I wouldn't be surprised if a few Buffalo's broke up on landing. Especially carrier landings. It mentioned one plane that did it once and was cancelled but was that due to it being a bad plane or just out of it's time? Considering the competitoin it had at the time I don't think they made all that good a case for it being a bad plane. Indeed if we look at: http://en.wikipedia.org/wiki/Ryan_FR_Fireball one can see that it was definitly having teething problems. Now if we look at the proposed criteria for inclusion we find: Clearly it meets criteria 1. Criteria 2 barely. And criteria 3 arguably not.
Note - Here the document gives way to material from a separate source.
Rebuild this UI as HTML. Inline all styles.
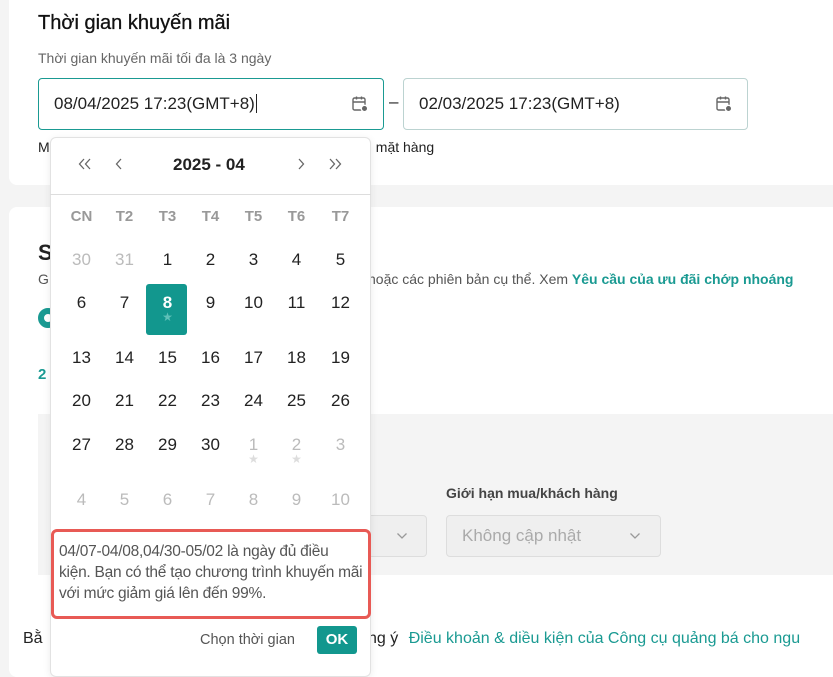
<!DOCTYPE html>
<html><head><meta charset="utf-8"><style>
*{box-sizing:border-box;margin:0;padding:0}
body{width:833px;height:662px;overflow:hidden;background:#f4f4f4;font-family:"Liberation Sans",sans-serif;position:relative;color:#222}
.a{position:absolute;white-space:nowrap}
.card{position:absolute;background:#fff;border-radius:8px}
.inp{position:absolute;height:52px;border:1px solid #bcd3d1;border-radius:4px;background:#fff;font-size:17px;padding:0 0 0 15px;line-height:50px;color:#222}
.cal{position:absolute;right:14px;top:16px}
.g{position:absolute;width:43px;text-align:center;font-size:17px}
.sel{position:absolute;height:42px;border:1px solid #ddd;border-radius:4px;background:#efefef}
</style></head><body>
<div class="card" style="left:9px;top:-10px;width:840px;height:195px"></div>
<div class="card" style="left:9px;top:207px;width:840px;height:470px"></div>
<div class="a" style="left:38px;top:12px;font-size:20px;color:#111;-webkit-text-stroke:0.3px #111">Thời gian khuyến mãi</div>
<div class="a" style="left:38px;top:50px;font-size:14px;color:#666">Thời gian khuyến mãi tối đa là 3 ngày</div>
<div class="inp" style="left:38px;top:78px;width:346px;border-color:#1a9a92">08/04/2025 17:23(GMT+8)<span style="border-left:1px solid #222;margin-left:1px"></span>
<svg class="cal" width="18" height="18" viewBox="0 0 18 18" fill="none" stroke="#666" stroke-width="1.4"><rect x="2" y="3" width="12" height="12" rx="1.5"/><path d="M2 7h12M5.5 1.5v3M10.5 1.5v3"/><circle cx="13.5" cy="13.5" r="3.2" fill="#666" stroke="#fff"/></svg></div>
<div class="a" style="left:389px;top:92px;font-size:17px">–</div>
<div class="inp" style="left:403px;top:78px;width:345px">02/03/2025 17:23(GMT+8)
<svg class="cal" width="18" height="18" viewBox="0 0 18 18" fill="none" stroke="#666" stroke-width="1.4"><rect x="2" y="3" width="12" height="12" rx="1.5"/><path d="M2 7h12M5.5 1.5v3M10.5 1.5v3"/><circle cx="13.5" cy="13.5" r="3.2" fill="#666" stroke="#fff"/></svg></div>
<div class="a" style="left:38px;top:139px;font-size:14px">M</div>
<div class="a" style="left:368px;top:139px;font-size:14px">ı mặt hàng</div>
<div class="a" style="left:38px;top:240px;font-size:22px;font-weight:bold">S</div>
<div class="a" style="left:38px;top:271px;font-size:14px;color:#555">G</div>
<div class="a" style="left:368px;top:271px;font-size:14px;color:#555">hoặc các phiên bản cụ thể. Xem <span style="color:#1a9a92;font-weight:bold">Yêu cầu của ưu đãi chớp nhoáng</span></div>
<div class="a" style="left:38px;top:308px;width:20px;height:20px;border-radius:50%;border:6px solid #1a9a92"></div>
<div class="a" style="left:38px;top:366px;font-size:15px;color:#1a9a92;font-weight:bold">2</div>
<div class="a" style="left:38px;top:414px;width:800px;height:161px;background:#f4f4f4"></div>
<div class="a" style="left:446px;top:485px;font-size:14px;color:#444;font-weight:bold">Giới hạn mua/khách hàng</div>
<div class="sel" style="left:360px;top:515px;width:67px"><svg class="a" style="left:35px;top:16px" width="12" height="8" viewBox="0 0 12 8" fill="none" stroke="#999" stroke-width="1.3"><path d="M1.5 1.5l4.5 4.5 4.5-4.5"/></svg></div>
<div class="sel" style="left:446px;top:515px;width:215px"><span class="a" style="left:15px;top:10px;font-size:17px;color:#aaa">Không cập nhật</span><svg class="a" style="left:182px;top:16px" width="12" height="8" viewBox="0 0 12 8" fill="none" stroke="#999" stroke-width="1.3"><path d="M1.5 1.5l4.5 4.5 4.5-4.5"/></svg></div>
<div class="a" style="left:23px;top:630px;font-size:16px">Bằ</div>
<div class="a" style="left:368px;top:630px;font-size:16px">ng ý <span style="color:#1a9a92;margin-left:6px">Điều khoản &amp; diều kiện của Công cụ quảng bá cho ngu</span></div>

<div class="a" style="left:50px;top:137px;width:321px;height:540px;background:#fff;border:1px solid #e2e2e2;border-radius:6px;box-shadow:0 2px 8px rgba(0,0,0,.08)"></div>
<div class="a" style="left:50px;top:194px;width:321px;height:1px;background:#ddd"></div>
<svg class="a" style="left:78px;top:157px" width="14" height="14" viewBox="0 0 14 14" fill="none" stroke="#666" stroke-width="1.3"><path d="M6 2L1.5 7 6 12M12 2L7.5 7 12 12"/></svg>
<svg class="a" style="left:115px;top:157px" width="8" height="14" viewBox="0 0 8 14" fill="none" stroke="#666" stroke-width="1.3"><path d="M6 2L1.5 7 6 12"/></svg>
<div class="a" style="left:173px;top:155px;font-size:17px;font-weight:bold">2025 - 04</div>
<svg class="a" style="left:297px;top:157px" width="8" height="14" viewBox="0 0 8 14" fill="none" stroke="#666" stroke-width="1.3"><path d="M2 2l4.5 5L2 12"/></svg>
<svg class="a" style="left:328px;top:157px" width="14" height="14" viewBox="0 0 14 14" fill="none" stroke="#666" stroke-width="1.3"><path d="M2 2l4.5 5L2 12M8 2l4.5 5L8 12"/></svg>
<div class="a" style="left:146px;top:284px;width:41px;height:51px;background:#12978e;border-radius:3px"></div>
<div id="grid"></div>
<div class="a" style="left:51px;top:529px;width:320px;height:90px;border:3px solid #e85a55;border-radius:6px;padding:9px 5px;font-size:15.5px;line-height:21px;color:#555;letter-spacing:-0.25px;overflow:hidden">04/07-04/08,04/30-05/02 là ngày đủ điều<br>kiện. Bạn có thể tạo chương trình khuyến mãi<br>với mức giảm giá lên đến 99%.</div>
<div class="a" style="left:200px;top:632px;font-size:14.5px;color:#555">Chọn thời gian</div>
<div class="a" style="left:317px;top:626px;width:40px;height:28px;background:#12978e;border-radius:3px;color:#fff;font-weight:bold;font-size:15px;text-align:center;line-height:28px">OK</div>
<script>
var xs=[60,103,146,189,232,275,319];
var rows=[[217,["CN","T2","T3","T4","T5","T6","T7"],"w"],[250,["30","31","1","2","3","4","5"]],[293,["6","7","8","9","10","11","12"]],[348,["13","14","15","16","17","18","19"]],[391,["20","21","22","23","24","25","26"]],[435,["27","28","29","30","1","2","3"]],[490,["4","5","6","7","8","9","10"]]];
var h="";
rows.forEach(function(r,ri){r[1].forEach(function(t,i){var c="";
if(ri==0)c="color:#999;font-weight:bold;font-size:15px;top:"+(r[0]-9)+"px";else{c="top:"+r[0]+"px;";
if((ri==1&&i<2)||(ri==5&&i>3)||ri==6)c+="color:#bbb;";if(ri==2&&i==2)c+="color:#fff;font-weight:bold;";}
h+='<div class="g" style="left:'+xs[i]+'px;'+c+'">'+t+'</div>';});});
h+='<div class="g" style="left:146px;top:310px;font-size:12px;color:#5fc0b8">★</div>';
h+='<div class="g" style="left:232px;top:452px;font-size:12px;color:#ddd">★</div>';
h+='<div class="g" style="left:275px;top:452px;font-size:12px;color:#ddd">★</div>';
document.getElementById("grid").innerHTML=h;
</script>
</body></html>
When one compares it's rather anemic armament (4 50.cals) to the then navy prefered 4 20 mm cannon and the the competing fighters of the day F6F, F4U, F7F, and F8F it simply looks like plane that was worth working the bugs out of. If you look at say the Me-262 would it show up any better or even as good? Especially if you restricted it to early developement?
If you can provide evidence, I'm all ears. The Buffalo performed excellent service in the Finnish Air Force, so that has to be balanced against its failings with the USN.
Carrier landings are hard on planes. Most carrier planes of that period had a few bad landings. Then of course as we've stated several times the Buffalo's flown by the Finns were not at all the same plane as the late model ones in the USN.
IIRC the Finnish Buffs were closer to Brewsters' original design, and the USN ones were compromised by additional equipment specified by the Navy after the design was frozen. So this is more an applications issue rather than something inherently wrong with the design. Besides, lots of planes had versions that were unsuccessful e.g. early SB2C Helldivers, HP Halifaxes etc. I don't think the Buffalo was particularly good, but it's not a slam-dunk bad aircraft either imo.